- [Dataset excerpt]

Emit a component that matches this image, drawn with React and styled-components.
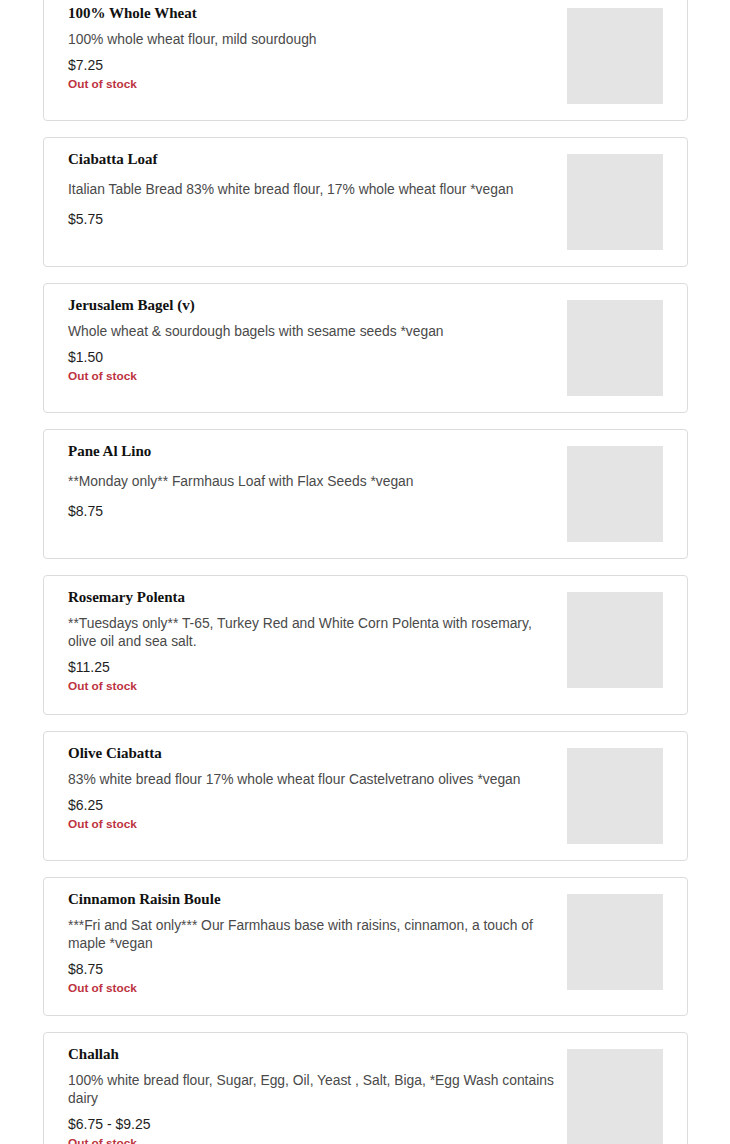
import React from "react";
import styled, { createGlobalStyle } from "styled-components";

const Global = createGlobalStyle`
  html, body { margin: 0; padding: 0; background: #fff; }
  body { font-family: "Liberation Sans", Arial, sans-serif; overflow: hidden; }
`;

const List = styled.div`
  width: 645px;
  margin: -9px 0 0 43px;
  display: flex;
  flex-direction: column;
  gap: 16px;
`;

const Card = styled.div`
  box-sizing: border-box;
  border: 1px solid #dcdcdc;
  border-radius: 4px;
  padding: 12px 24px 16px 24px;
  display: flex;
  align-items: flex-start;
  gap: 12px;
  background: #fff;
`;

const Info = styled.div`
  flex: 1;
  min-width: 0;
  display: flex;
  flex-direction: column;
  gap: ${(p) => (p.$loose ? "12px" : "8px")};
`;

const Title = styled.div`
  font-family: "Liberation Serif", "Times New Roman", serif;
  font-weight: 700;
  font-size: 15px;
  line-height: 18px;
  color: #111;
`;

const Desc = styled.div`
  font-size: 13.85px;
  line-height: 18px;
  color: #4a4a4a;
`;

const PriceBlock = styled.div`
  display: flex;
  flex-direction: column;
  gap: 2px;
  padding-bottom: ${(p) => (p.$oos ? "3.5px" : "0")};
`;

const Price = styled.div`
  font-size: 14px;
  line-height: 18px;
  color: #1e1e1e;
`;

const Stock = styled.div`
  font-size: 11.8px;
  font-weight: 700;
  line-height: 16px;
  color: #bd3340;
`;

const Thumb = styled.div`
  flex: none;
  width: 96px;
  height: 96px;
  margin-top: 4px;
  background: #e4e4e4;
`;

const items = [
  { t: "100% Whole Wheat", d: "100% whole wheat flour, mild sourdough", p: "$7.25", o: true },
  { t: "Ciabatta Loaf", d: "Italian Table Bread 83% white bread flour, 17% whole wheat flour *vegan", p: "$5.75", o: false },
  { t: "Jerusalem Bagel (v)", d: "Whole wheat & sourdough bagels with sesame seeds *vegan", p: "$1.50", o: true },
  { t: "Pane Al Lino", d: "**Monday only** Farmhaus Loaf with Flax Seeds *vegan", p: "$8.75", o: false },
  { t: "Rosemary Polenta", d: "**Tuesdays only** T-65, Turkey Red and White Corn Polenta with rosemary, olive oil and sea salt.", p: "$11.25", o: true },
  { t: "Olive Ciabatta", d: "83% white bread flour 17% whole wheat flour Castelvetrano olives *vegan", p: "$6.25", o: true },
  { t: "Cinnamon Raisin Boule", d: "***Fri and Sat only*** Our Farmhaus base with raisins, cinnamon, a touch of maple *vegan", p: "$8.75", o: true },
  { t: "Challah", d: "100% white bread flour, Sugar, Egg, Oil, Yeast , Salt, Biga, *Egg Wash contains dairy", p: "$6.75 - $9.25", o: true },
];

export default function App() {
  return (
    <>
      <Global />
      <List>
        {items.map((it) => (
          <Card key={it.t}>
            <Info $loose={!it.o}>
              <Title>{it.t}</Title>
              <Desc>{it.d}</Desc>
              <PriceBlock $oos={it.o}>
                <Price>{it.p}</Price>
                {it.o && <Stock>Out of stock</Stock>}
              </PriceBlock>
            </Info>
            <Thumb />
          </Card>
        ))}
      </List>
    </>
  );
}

- [Written request] In the listing above, how many lines hold the word "styled"? Give the number and nothing more.

- [Final answer] 11